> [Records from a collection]
>> Start
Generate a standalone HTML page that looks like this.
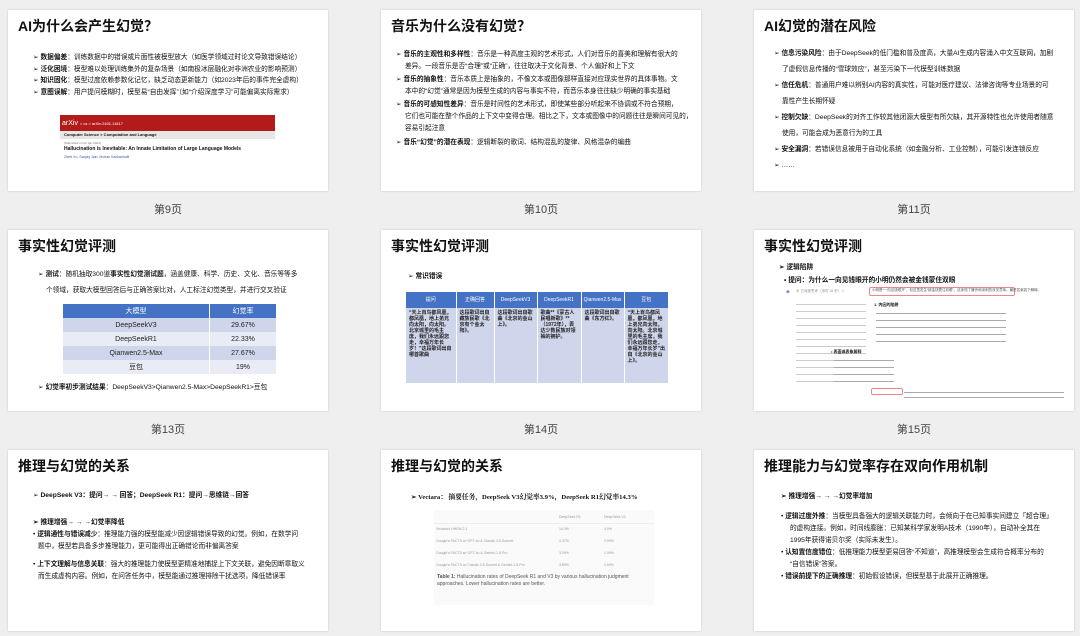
<!DOCTYPE html>
<html><head><meta charset="utf-8">
<style>
*{margin:0;padding:0;box-sizing:border-box}
body{width:1080px;height:636px;background:#efefef;position:relative;overflow:hidden;font-family:"Liberation Sans","Noto Sans CJK SC",sans-serif;color:#222}
.s{position:absolute;width:320px;height:181px;background:#fff;box-shadow:0 0 2px rgba(0,0,0,.18);overflow:hidden}
.t{position:absolute;left:10px;top:6px;font-size:14px;font-weight:bold;color:#111;white-space:nowrap}
.lb{position:absolute;width:320px;text-align:center;font-size:11px;color:#444}
.a{position:absolute;font-size:6.7px;line-height:1;white-space:nowrap;color:#111}
.b{font-weight:bold}
table{border-collapse:collapse;position:absolute}
.g{color:#999}
</style></head><body>

<!-- Row 1 -->
<div class="s" style="left:8px;top:10px">
 <div class="t">AI为什么会产生幻觉？</div>
 <div class="a" style="left:25px;top:45px">➢ <b>数据偏差</b>：训练数据中的错误或片面性被模型放大（如医学领域过时论文导致错误结论）</div>
 <div class="a" style="left:25px;top:57px">➢ <b>泛化困境</b>：模型难以处理训练集外的复杂场景（如南极冰层融化对非洲农业的影响预测）</div>
 <div class="a" style="left:25px;top:68px">➢ <b>知识固化</b>：模型过度依赖参数化记忆，缺乏动态更新能力（如2023年后的事件完全虚构）</div>
 <div class="a" style="left:25px;top:80px">➢ <b>意图误解</b>：用户提问模糊时，模型易“自由发挥”（如“介绍深度学习”可能偏离实际需求）</div>
 <div style="position:absolute;left:52px;top:105px;width:215px;height:16px;background:#b31b1b"></div>
 <div class="a" style="left:54px;top:110px;color:#fff;font-size:7px">arXiv <span style="font-size:4px">&gt; cs &gt; arXiv:2401.11817</span></div>
 <div style="position:absolute;left:52px;top:121px;width:215px;height:8px;background:#e6e6e6"></div>
 <div class="a b" style="left:56px;top:123px;font-size:4px">Computer Science &gt; Computation and Language</div>
 <div class="a" style="left:56px;top:132px;font-size:3px;color:#777">[Submitted on 22 Jan 2024]</div>
 <div class="a b" style="left:56px;top:137px;font-size:5px">Hallucination is Inevitable: An Innate Limitation of Large Language Models</div>
 <div class="a" style="left:56px;top:146px;font-size:3.5px;color:#4455aa">Ziwei Xu, Sanjay Jain, Mohan Kankanhalli</div>
</div>
<div class="lb" style="left:8px;top:201px">第9页</div>

<div class="s" style="left:381px;top:10px">
 <div class="t">音乐为什么没有幻觉？</div>
 <div class="a" style="left:15px;top:42px">➢ <b>音乐的主观性和多样性</b>：音乐是一种高度主观的艺术形式，人们对音乐的喜美和理解有很大的</div>
 <div class="a" style="left:24px;top:54px">差异。一段音乐是否“合理”或“正确”，往往取决于文化背景、个人偏好和上下文</div>
 <div class="a" style="left:15px;top:67px">➢ <b>音乐的抽象性</b>：音乐本质上是抽象的，不像文本或图像那样直接对应现实世界的具体事物。文</div>
 <div class="a" style="left:24px;top:79px">本中的“幻觉”通常是因为模型生成的内容与事实不符，而音乐本身往往缺少明确的事实基础</div>
 <div class="a" style="left:15px;top:92px">➢ <b>音乐的可感知性差异</b>：音乐是时间性的艺术形式，即使某些部分听起来不协调或不符合预期，</div>
 <div class="a" style="left:24px;top:104px">它们也可能在整个作品的上下文中变得合理。相比之下，文本或图像中的问题往往是瞬间可见的，</div>
 <div class="a" style="left:24px;top:116px">容易引起注意</div>
 <div class="a" style="left:15px;top:130px">➢ <b>音乐“幻觉”的潜在表现</b>：逻辑断裂的歌词、结构混乱的旋律、风格混杂的编曲</div>
</div>
<div class="lb" style="left:381px;top:201px">第10页</div>

<div class="s" style="left:754px;top:10px">
 <div class="t">AI幻觉的潜在风险</div>
 <div class="a" style="left:20px;top:41px">➢ <b>信息污染风险</b>：由于DeepSeek的低门槛和普及度高，大量AI生成内容涌入中文互联网，加剧</div>
 <div class="a" style="left:28px;top:57px">了虚假信息传播的“雪球效应”，甚至污染下一代模型训练数据</div>
 <div class="a" style="left:20px;top:73px">➢ <b>信任危机</b>：普通用户难以辨别AI内容的真实性，可能对医疗建议、法律咨询等专业场景的可</div>
 <div class="a" style="left:28px;top:89px">靠性产生长期怀疑</div>
 <div class="a" style="left:20px;top:105px">➢ <b>控制欠缺</b>：DeepSeek的对齐工作较其他闭源大模型有所欠缺，其开源特性也允许使用者随意</div>
 <div class="a" style="left:28px;top:121px">使用，可能会成为恶意行为的工具</div>
 <div class="a" style="left:20px;top:137px">➢ <b>安全漏洞</b>：若错误信息被用于自动化系统（如金融分析、工业控制），可能引发连锁反应</div>
 <div class="a" style="left:20px;top:153px">➢ ……</div>
</div>
<div class="lb" style="left:754px;top:201px">第11页</div>

<!-- Row 2 -->
<div class="s" style="left:8px;top:230px">
 <div class="t">事实性幻觉评测</div>
 <div class="a" style="left:30px;top:42px">➢ <b>测试</b>：随机抽取300道<b>事实性幻觉测试题</b>，涵盖健康、科学、历史、文化、音乐等等多</div>
 <div class="a" style="left:38px;top:58px">个领域，获取大模型回答后与正确答案比对，人工标注幻觉类型，并进行交叉验证</div>
 <table style="left:55px;top:74px;width:213px;font-size:7px;text-align:center">
  <tr style="background:#4472c4;color:#fff;height:14px"><td style="border-right:1px solid #fff">大模型</td><td>幻觉率</td></tr>
  <tr style="background:#cfd5ea;height:14px"><td style="border-right:1px solid #fff">DeepSeekV3</td><td>29.67%</td></tr>
  <tr style="background:#e9ebf5;height:14px"><td style="border-right:1px solid #fff">DeepSeekR1</td><td>22.33%</td></tr>
  <tr style="background:#cfd5ea;height:14px"><td style="border-right:1px solid #fff">Qianwen2.5-Max</td><td>27.67%</td></tr>
  <tr style="background:#e9ebf5;height:14px"><td style="border-right:1px solid #fff">豆包</td><td>19%</td></tr>
 </table>
 <div class="a" style="left:30px;top:155px">➢ <b>幻觉率初步测试结果</b>：DeepSeekV3&gt;Qianwen2.5-Max&gt;DeepSeekR1&gt;豆包</div>
</div>
<div class="lb" style="left:8px;top:421px">第13页</div>

<div class="s" style="left:381px;top:230px">
 <div class="t">事实性幻觉评测</div>
 <div class="a" style="left:27px;top:44px">➢ <b>常识错误</b></div>
 <table style="left:25px;top:62px;width:262px;font-size:5px;line-height:1.2">
  <tr style="background:#4472c4;color:#fff;height:16px;text-align:center"><td style="width:50px;border-right:1px solid #fff">提问</td><td style="width:38px;border-right:1px solid #fff">正确回答</td><td style="width:43px;border-right:1px solid #fff">DeepSeekV3</td><td style="width:44px;border-right:1px solid #fff">DeepSeekR1</td><td style="width:43px;border-right:1px solid #fff">Qianwen2.5-Max</td><td>豆包</td></tr>
  <tr style="background:#cfd5ea;height:75px;vertical-align:top;font-weight:bold"><td style="border-right:1px solid #fff;padding:2px 3px">“天上百鸟都风凰，都凤凰，地上弟兄向太阳，向太阳。北京城里的毛主席，我们永远跟您走，幸福万年长岁！”这段歌词出自哪首歌曲</td><td style="border-right:1px solid #fff;padding:2px 3px">这段歌词出自藏族民歌《北京有个金太阳》。</td><td style="border-right:1px solid #fff;padding:2px 3px">这段歌词出自歌曲《北京的金山上》。</td><td style="border-right:1px solid #fff;padding:2px 3px">歌曲**《蒙古人民唱新歌》**（1972年），表达少数民族对领袖的拥护。</td><td style="border-right:1px solid #fff;padding:2px 3px">这段歌词出自歌曲《东方红》。</td><td style="padding:2px 3px">“天上百鸟都凤凰，都凤凰，地上弟兄向太阳，向太阳。北京城里的毛主席，我们永远跟您走，幸福万年长岁”出自《北京的金山上》。</td></tr>
 </table>
</div>
<div class="lb" style="left:381px;top:421px">第14页</div>

<div class="s" style="left:754px;top:230px">
 <div class="t">事实性幻觉评测</div>
 <div class="a b" style="left:25px;top:35px">➢ 逻辑陷阱</div>
 <div class="a b" style="left:30px;top:48px">• 提问：为什么一向见钱眼开的小明仍然会被金钱蒙住双眼</div>
 <div class="a" style="left:32px;top:60px;color:#5566cc;font-size:5px">◈</div>
 <div class="a g" style="left:42px;top:60px;font-size:3.5px">⊕ 已深度思考（用时 35 秒）∨</div>
 <div style="position:absolute;left:115px;top:57px;width:146px;height:9px;border:1px solid #e88;border-radius:2px"></div>
 <div class="a" style="left:118px;top:59px;font-size:3.5px;color:#555">小明是“一向见钱眼开”，但这里发生“被金钱蒙住双眼”，这体现了嫌贪和讽刺的双关意味。最终答案如下解释。</div>
 <div style="position:absolute;left:42px;top:71px;width:70px;height:85px;background:repeating-linear-gradient(#fff 0 3px,#ccc 3px 4px,#fff 4px 7px)"></div>
 <div class="a b" style="left:120px;top:73px;font-size:4px">1. 内因的陷阱</div>
 <div style="position:absolute;left:122px;top:80px;width:130px;height:38px;background:repeating-linear-gradient(#fff 0 3px,#aaa 3px 4px,#fff 4px 7px)"></div>
 <div class="a b" style="left:77px;top:120px;font-size:4px">• 表面或表象解释</div>
 <div style="position:absolute;left:80px;top:127px;width:60px;height:28px;background:repeating-linear-gradient(#fff 0 3px,#aaa 3px 4px,#fff 4px 7px)"></div>
 <div style="position:absolute;left:117px;top:158px;width:32px;height:7px;border:1px solid #e88;border-radius:2px"></div>
 <div style="position:absolute;left:150px;top:160px;width:160px;height:12px;background:repeating-linear-gradient(#fff 0 2px,#aaa 2px 3px,#fff 3px 5px)"></div>
</div>
<div class="lb" style="left:754px;top:421px">第15页</div>

<!-- Row 3 -->
<div class="s" style="left:8px;top:450px">
 <div class="t">推理与幻觉的关系</div>
 <div class="a" style="left:25px;top:43px">➢ <b>DeepSeek V3：提问→ → 回答；DeepSeek R1：提问→思维链→回答</b></div>
 <div class="a b" style="left:25px;top:70px">➢ 推理增强→ → →幻觉率降低</div>
 <div class="a" style="left:25px;top:82px">• <b>逻辑通性与错误减少</b>：推理能力强的模型能减少因逻辑错误导致的幻觉。例如，在数学问</div>
 <div class="a" style="left:30px;top:94px">题中，模型若具备多步推理能力，更可能得出正确错论而非偏离答案</div>
 <div class="a" style="left:25px;top:112px">• <b>上下文理解与信息关联</b>：强大的推理能力使模型更精准地捕捉上下文关联，避免因断章取义</div>
 <div class="a" style="left:30px;top:124px">而生成虚构内容。例如，在问答任务中，模型能通过推理排除干扰选项，降低错误率</div>
</div>

<div class="s" style="left:381px;top:450px">
 <div class="t">推理与幻觉的关系</div>
 <div class="a b" style="left:30px;top:45px;font-family:'Liberation Serif','Noto Serif CJK SC',serif">➢ Vectara： 摘要任务，DeepSeek V3幻觉率3.9%，DeepSeek R1幻觉率14.3%</div>
 <div style="position:absolute;left:53px;top:60px;width:220px;height:95px;background:#fafafa"></div>
 <div class="a g" style="left:178px;top:66px;font-size:3.5px">DeepSeek R1</div><div class="a g" style="left:223px;top:66px;font-size:3.5px">DeepSeek V3</div>
 <div style="position:absolute;left:53px;top:73px;width:220px;border-top:1px solid #eee"></div>
 <div class="a g" style="left:55px;top:78px;font-size:3.5px">Vectara's HHEM 2.1</div><div class="a g" style="left:178px;top:78px;font-size:3.5px">14.3%</div><div class="a g" style="left:223px;top:78px;font-size:3.5px">3.9%</div>
 <div class="a g" style="left:55px;top:90px;font-size:3.5px">Google's FACTS w/ GPT-4o &amp; Claude-3.5-Sonnet</div><div class="a g" style="left:178px;top:90px;font-size:3.5px">4.37%</div><div class="a g" style="left:223px;top:90px;font-size:3.5px">2.99%</div>
 <div class="a g" style="left:55px;top:102px;font-size:3.5px">Google's FACTS w/ GPT-4o &amp; Gemini-1.5-Pro</div><div class="a g" style="left:178px;top:102px;font-size:3.5px">3.09%</div><div class="a g" style="left:223px;top:102px;font-size:3.5px">1.99%</div>
 <div class="a g" style="left:55px;top:114px;font-size:3.5px">Google's FACTS w/ Claude-3.5-Sonnet &amp; Gemini-1.5-Pro</div><div class="a g" style="left:178px;top:114px;font-size:3.5px">3.89%</div><div class="a g" style="left:223px;top:114px;font-size:3.5px">2.69%</div>
 <div class="a" style="left:56px;top:124px;font-size:5px;color:#555;line-height:1.4;white-space:normal;width:215px"><b>Table 1:</b> Hallucination rates of DeepSeek R1 and V3 by various hallucination judgment approaches. Lower hallucination rates are better.</div>
</div>

<div class="s" style="left:754px;top:450px">
 <div class="t">推理能力与幻觉率存在双向作用机制</div>
 <div class="a b" style="left:27px;top:44px">➢ 推理增强→ → →幻觉率增加</div>
 <div class="a" style="left:27px;top:64px">• <b>逻辑过度外推</b>：当模型具备强大的逻辑关联能力时，会倾向于在已知事实间建立「超合理」</div>
 <div class="a" style="left:36px;top:76px">的虚构连接。例如，时间线膨胀：已知某科学家发明A技术（1990年），自动补全其在</div>
 <div class="a" style="left:36px;top:88px">1995年获得诺贝尔奖（实际未发生）。</div>
 <div class="a" style="left:27px;top:100px">• <b>认知置信度错位</b>：低推理能力模型更易回答“不知道”，高推理模型会生成符合概率分布的</div>
 <div class="a" style="left:36px;top:112px">“自信错误”答案。</div>
 <div class="a" style="left:27px;top:124px">• <b>错误前提下的正确推理</b>：初始假设错误，但模型基于此展开正确推理。</div>
</div>
</body></html>
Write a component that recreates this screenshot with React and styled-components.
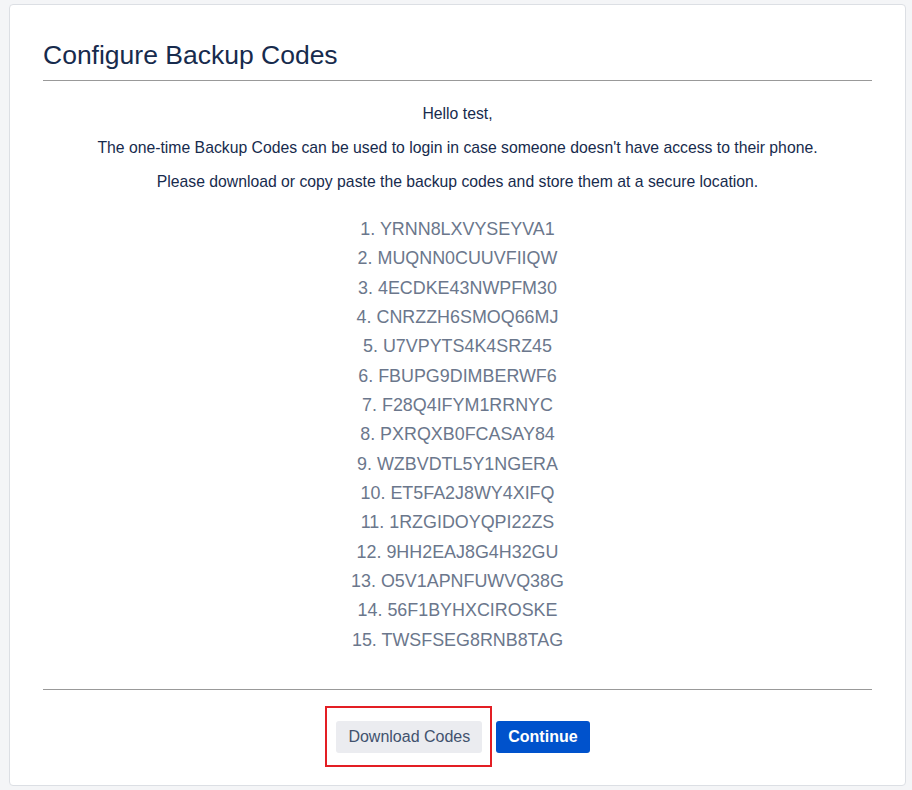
>> End
> [STATED EXERCISE]
Can the lines from the start of the records through the line with "</style></head><body>" be given again exactly, with the pictures left out?

> [CORRECT RESULT]
Generate a standalone HTML page that looks like this.
<!DOCTYPE html>
<html><head><meta charset="utf-8">
<style>
*{margin:0;padding:0;box-sizing:border-box}
body{width:1080px;height:636px;background:#efefef;position:relative;overflow:hidden;font-family:"Liberation Sans","Noto Sans CJK SC",sans-serif;color:#222}
.s{position:absolute;width:320px;height:181px;background:#fff;box-shadow:0 0 2px rgba(0,0,0,.18);overflow:hidden}
.t{position:absolute;left:10px;top:6px;font-size:14px;font-weight:bold;color:#111;white-space:nowrap}
.lb{position:absolute;width:320px;text-align:center;font-size:11px;color:#444}
.a{position:absolute;font-size:6.7px;line-height:1;white-space:nowrap;color:#111}
.b{font-weight:bold}
table{border-collapse:collapse;position:absolute}
.g{color:#999}
</style></head><body>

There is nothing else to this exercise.